Finding a legitimate snap of cold weather in the last 20 years has been difficult. A warming climate as a background signal certainly hasn’t helped.
January 2004 was the 5th coldest January on record with a mean temperature of 18.7º at Bradley. Impressive! Here’s how the month shaped up across the hemisphere with a huge ridge bridge from Baffin Bay to the Bering Strait.
All of that ridging and blocking over the high latitudes produced a super-cold month in New England. You could find ice floating in Long Island Sound! The most “brutal” day was January 14th with a high of 11 and low of -4. 850mb temperatures flirted with -25ºC all day along the Massachusetts border!

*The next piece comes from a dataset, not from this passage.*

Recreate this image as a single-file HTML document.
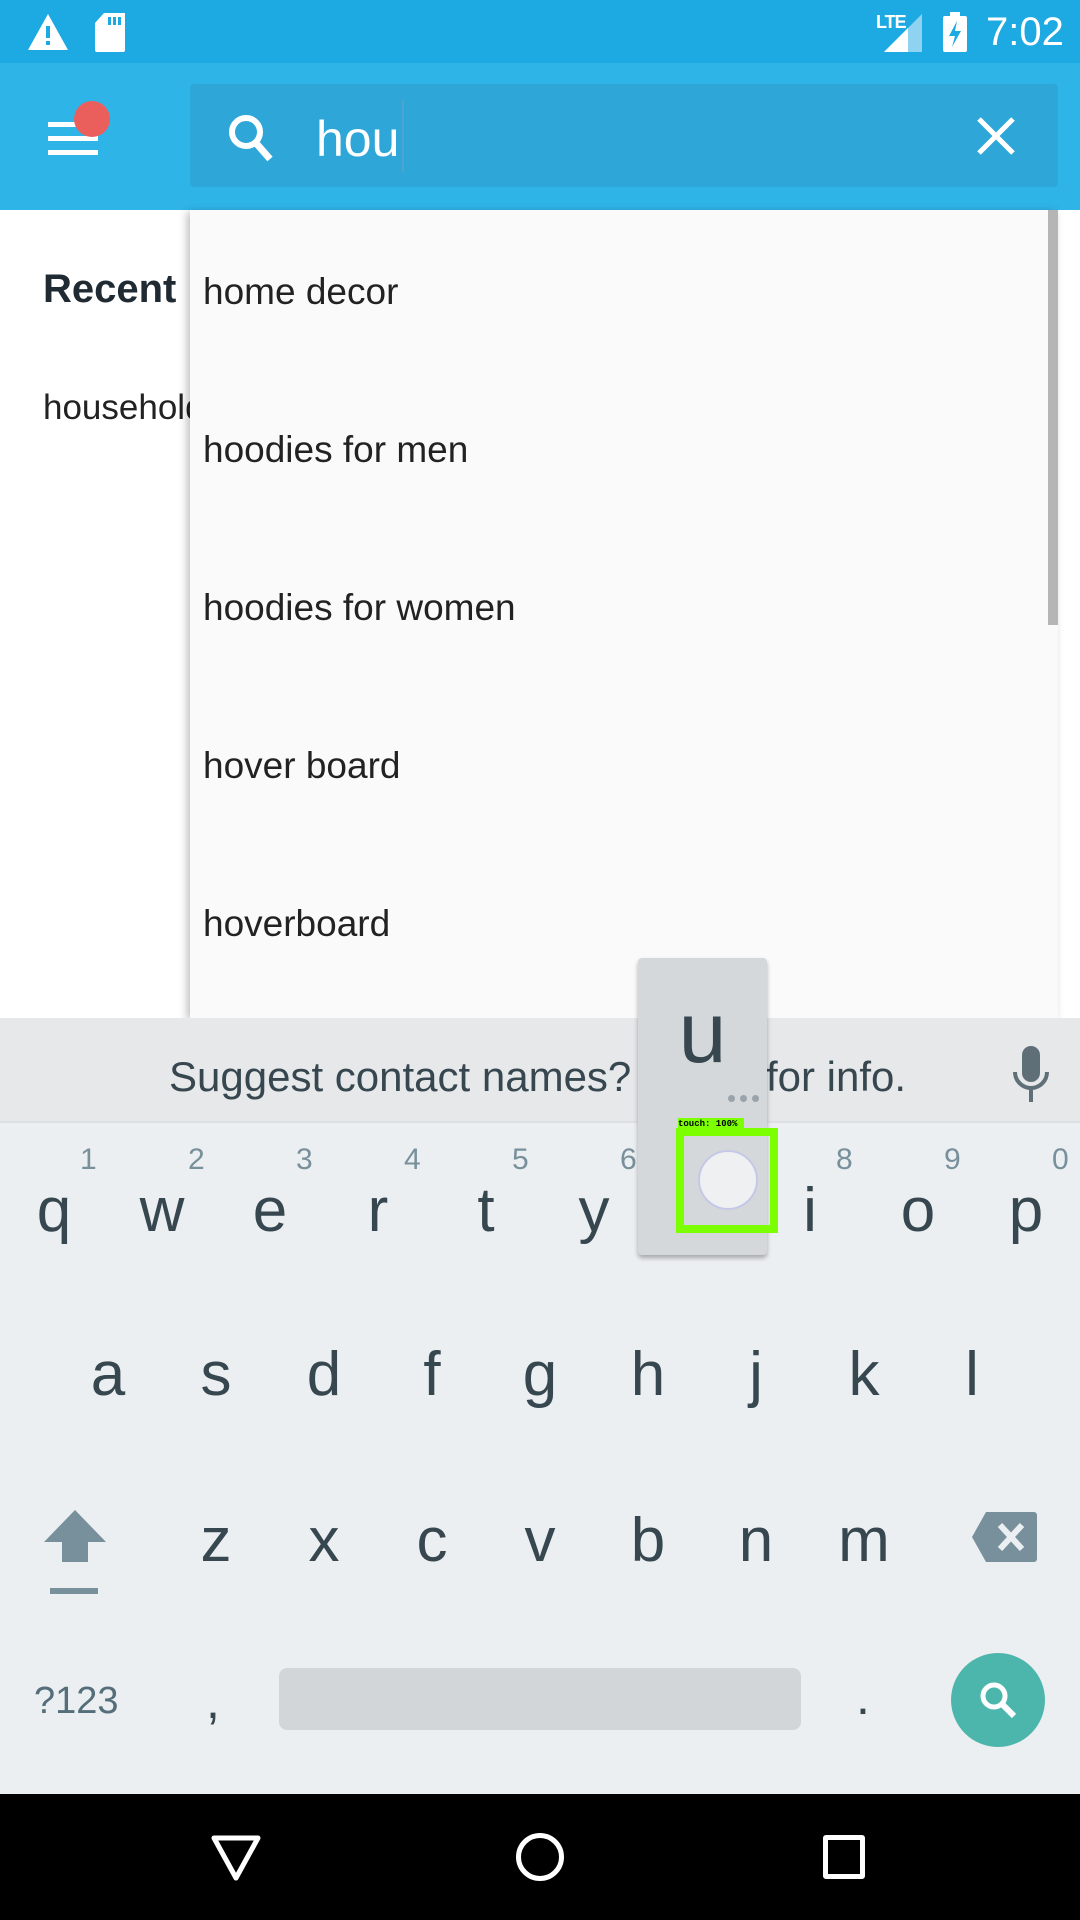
<!DOCTYPE html>
<html><head><meta charset="utf-8">
<style>
*{margin:0;padding:0;box-sizing:border-box}
body{width:1080px;height:1920px;overflow:hidden;position:relative;background:#fff;font-family:"Liberation Sans",sans-serif}
.abs{position:absolute}
.key{position:absolute;width:108px;text-align:center;font-size:62px;color:#37474f;line-height:1}
.num{position:absolute;font-size:30px;color:#78909c;line-height:1}
.item{position:absolute;left:203px;font-size:37px;color:#222;line-height:1}
</style></head><body>
<!-- status bar -->
<div class="abs" style="left:0;top:0;width:1080px;height:63px;background:#1da9e1"></div>
<svg class="abs" style="left:26px;top:12px" width="44" height="40" viewBox="0 0 44 40"><path d="M22 2 L42 38 L2 38 Z" fill="#fff"/><rect x="20" y="14" width="4" height="12" fill="#1da9e1"/><rect x="20" y="29" width="4" height="4" fill="#1da9e1"/></svg>
<svg class="abs" style="left:94px;top:12px" width="34" height="40" viewBox="0 0 34 40"><path d="M10 1 H31 V38 a2 2 0 0 1 -2 2 H3 a2 2 0 0 1 -2 -2 V11 Z" fill="#fff"/><rect x="14" y="5" width="3" height="8" fill="#1da9e1"/><rect x="19" y="5" width="3" height="8" fill="#1da9e1"/><rect x="24" y="5" width="3" height="8" fill="#1da9e1"/></svg>
<div class="abs" style="left:876px;top:12px;font-size:18px;color:#fff;font-weight:bold;letter-spacing:-1px">LTE</div>
<svg class="abs" style="left:884px;top:14px" width="38" height="38" viewBox="0 0 38 38"><path d="M38 0 V38 H0 Z" fill="#8fd3f0"/><path d="M24 14 V38 H0 Z" fill="#fff"/></svg>
<svg class="abs" style="left:942px;top:12px" width="26" height="40" viewBox="0 0 26 40"><rect x="8" y="0" width="10" height="4" fill="#fff"/><rect x="1" y="4" width="24" height="36" rx="2" fill="#fff"/><path d="M15 9 L7 24 H13 L10 35 L19 19 H13 Z" fill="#1da9e1"/></svg>
<div class="abs" style="left:986px;top:10px;font-size:40px;color:#fff">7:02</div>
<!-- app bar -->
<div class="abs" style="left:0;top:63px;width:1080px;height:147px;background:#2fb4e8"></div>
<div class="abs" style="left:48px;top:122px;width:50px;height:5px;background:#fff"></div>
<div class="abs" style="left:48px;top:136px;width:50px;height:5px;background:#fff"></div>
<div class="abs" style="left:48px;top:150px;width:50px;height:5px;background:#fff"></div>
<div class="abs" style="left:74px;top:101px;width:36px;height:36px;border-radius:50%;background:#ea5f5c"></div>
<div class="abs" style="left:190px;top:84px;width:868px;height:103px;background:#2ea6d8;border-radius:4px"></div>
<svg class="abs" style="left:226px;top:112px" width="50" height="52" viewBox="0 0 50 52"><circle cx="20" cy="20" r="14" fill="none" stroke="#fff" stroke-width="6"/><path d="M30 31 L44 47" stroke="#fff" stroke-width="7"/></svg>
<div class="abs" style="left:316px;top:110px;font-size:50px;color:#fff">hou</div>
<div class="abs" style="left:402px;top:100px;width:2px;height:72px;background:#4fa3d1"></div>
<svg class="abs" style="left:976px;top:116px" width="40" height="40" viewBox="0 0 40 40"><path d="M3 3 L37 37 M37 3 L3 37" stroke="#fff" stroke-width="5"/></svg>
<!-- background content -->
<div class="abs" style="left:43px;top:267px;font-size:40px;font-weight:bold;color:#1f2a33">Recent</div>
<div class="abs" style="left:43px;top:388px;font-size:35px;color:#222">household</div>
<!-- dropdown -->
<div class="abs" style="left:190px;top:210px;width:868px;height:808px;background:#fafafa;box-shadow:-3px 2px 8px rgba(0,0,0,0.25)"></div>
<div class="abs" style="left:1048px;top:210px;width:10px;height:415px;background:#b5b5b5"></div>
<div class="item" style="top:273px">home decor</div>
<div class="item" style="top:431px">hoodies for men</div>
<div class="item" style="top:589px">hoodies for women</div>
<div class="item" style="top:747px">hover board</div>
<div class="item" style="top:905px">hoverboard</div>
<!-- keyboard -->
<div class="abs" style="left:0;top:1018px;width:1080px;height:776px;background:#eceff1"></div>
<div class="abs" style="left:0;top:1018px;width:1080px;height:105px;background:#e6e8ea;border-bottom:2px solid #dde0e2"></div>
<div class="abs" style="left:169px;top:1053px;font-size:42px;color:#37474f">Suggest contact names? Tap</div>
<div class="abs" style="left:766px;top:1053px;font-size:42px;color:#37474f">for info.</div>
<svg class="abs" style="left:1010px;top:1046px" width="42" height="60" viewBox="0 0 42 60"><rect x="12" y="0" width="18" height="36" rx="9" fill="#5f6f78"/><path d="M5 26 a16 16 0 0 0 32 0" fill="none" stroke="#5f6f78" stroke-width="4"/><rect x="19" y="42" width="4" height="14" fill="#5f6f78"/></svg>
<!-- row1 -->
<div class="num" style="left:80px;top:1145px">1</div><div class="num" style="left:188px;top:1145px">2</div><div class="num" style="left:296px;top:1145px">3</div><div class="num" style="left:404px;top:1145px">4</div><div class="num" style="left:512px;top:1145px">5</div><div class="num" style="left:620px;top:1145px">6</div><div class="num" style="left:836px;top:1145px">8</div><div class="num" style="left:944px;top:1145px">9</div><div class="num" style="left:1052px;top:1145px">0</div>
<div class="key" style="left:0;top:1180px">q</div><div class="key" style="left:108px;top:1180px">w</div><div class="key" style="left:216px;top:1180px">e</div><div class="key" style="left:324px;top:1180px">r</div><div class="key" style="left:432px;top:1180px">t</div><div class="key" style="left:540px;top:1180px">y</div><div class="key" style="left:756px;top:1180px">i</div><div class="key" style="left:864px;top:1180px">o</div><div class="key" style="left:972px;top:1180px">p</div>
<!-- row2 -->
<div class="key" style="left:54px;top:1344px">a</div><div class="key" style="left:162px;top:1344px">s</div><div class="key" style="left:270px;top:1344px">d</div><div class="key" style="left:378px;top:1344px">f</div><div class="key" style="left:486px;top:1344px">g</div><div class="key" style="left:594px;top:1344px">h</div><div class="key" style="left:702px;top:1344px">j</div><div class="key" style="left:810px;top:1344px">k</div><div class="key" style="left:918px;top:1344px">l</div>
<!-- row3 -->
<svg class="abs" style="left:42px;top:1508px" width="66" height="90" viewBox="0 0 66 90"><path d="M33 2 L64 34 H46 V54 H20 V34 H2 Z" fill="#78909c"/><rect x="8" y="80" width="48" height="6" fill="#78909c"/></svg>
<div class="key" style="left:162px;top:1510px">z</div><div class="key" style="left:270px;top:1510px">x</div><div class="key" style="left:378px;top:1510px">c</div><div class="key" style="left:486px;top:1510px">v</div><div class="key" style="left:594px;top:1510px">b</div><div class="key" style="left:702px;top:1510px">n</div><div class="key" style="left:810px;top:1510px">m</div>
<svg class="abs" style="left:972px;top:1512px" width="66" height="50" viewBox="0 0 66 50"><path d="M14 0 H62 a3 3 0 0 1 3 3 V47 a3 3 0 0 1 -3 3 H14 L0 25 Z" fill="#78909c"/><path d="M28 13 L50 37 M50 13 L28 37" stroke="#eceff1" stroke-width="6"/></svg>
<!-- row4 -->
<div class="abs" style="left:34px;top:1680px;font-size:38px;color:#546e7a">?123</div>
<div class="abs" style="left:206px;top:1672px;font-size:50px;color:#37474f">,</div>
<div class="abs" style="left:279px;top:1668px;width:522px;height:62px;background:#d3d6d9;border-radius:8px"></div>
<div class="abs" style="left:856px;top:1668px;font-size:50px;color:#37474f">.</div>
<div class="abs" style="left:951px;top:1653px;width:94px;height:94px;border-radius:50%;background:#4db6ac"></div>
<svg class="abs" style="left:974px;top:1676px" width="50" height="50" viewBox="0 0 50 50"><circle cx="20" cy="20" r="11" fill="none" stroke="#fff" stroke-width="5"/><path d="M28 28 L40 40" stroke="#fff" stroke-width="6"/></svg>
<!-- key popup -->
<div class="abs" style="left:638px;top:958px;width:129px;height:297px;background:#d5d8db;border-radius:4px;box-shadow:0 3px 5px rgba(0,0,0,0.3)"></div>
<div class="abs" style="left:638px;top:990px;width:129px;text-align:center;font-size:86px;color:#37474f;line-height:1">u</div>
<div class="abs" style="left:728px;top:1095px;width:7px;height:7px;border-radius:50%;background:#9aa3a9;box-shadow:12px 0 #9aa3a9,24px 0 #9aa3a9"></div>
<div class="abs" style="left:678px;top:1118px;width:66px;height:12px;background:#7cff00;font-family:'Liberation Mono',monospace;font-size:9px;font-weight:bold;line-height:12px;color:#000">touch: 100%</div>
<div class="abs" style="left:676px;top:1128px;width:102px;height:105px;border:8px solid #7cff00"></div>
<div class="abs" style="left:698px;top:1150px;width:60px;height:60px;border-radius:50%;background:#eef0f2;border:2px solid #c5c8e6"></div>
<!-- nav bar -->
<div class="abs" style="left:0;top:1794px;width:1080px;height:126px;background:#000"></div>
<svg class="abs" style="left:210px;top:1834px" width="52" height="48" viewBox="0 0 52 48"><path d="M4 4 H48 L26 44 Z" fill="none" stroke="#fff" stroke-width="5" stroke-linejoin="round"/></svg>
<div class="abs" style="left:516px;top:1833px;width:48px;height:48px;border:5px solid #fff;border-radius:50%"></div>
<div class="abs" style="left:823px;top:1835px;width:42px;height:44px;border:5px solid #fff;border-radius:3px"></div>
</body></html>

The -35º isotherm at 850mb bisected Maine and clipped a portion of northern New Hampshire and the Northeast Kingdom of Vermont – wow! The phrase “dangerous cold” is way overused – it drives me crazy. That said, the 7 a.m. observation on 1/14/04 probably qualifies as dangerous cold here in Connecticut:
METAR KBDL 141151Z 31017G21KT 10SM CLR M19/M29 A3018 RMK AO2 SLP223 T11941294 11139 21194 53017
That’s a -26ºF wind chill!
There certainly have been colder days here in Connecticut (see here for the records) but some of the days in January 2004 were impressive. All of the cold occurred with virtually no storminess and no snow on the ground. High oil bills and nothing to shovel. What a disaster.
For the weather freaks loving the site of getting some big cold into the United States I urge caution! Not all cold and blocky patterns are snowy patterns. A suppressed or quiet storm track can be unpleasant. The cold’s coming into the lower 48 – now we just need to get the storms.
Update: I would be remiss if I didn’t include the Christmas Day 1980 cold which was undoubtedly one of the most memorable Arctic outbreaks in New England (probably the coldest day since the 60s in many areas). Temperatures never made it above 0 during the day (high was at midnight that morning) and wind chills around morning were around -35F.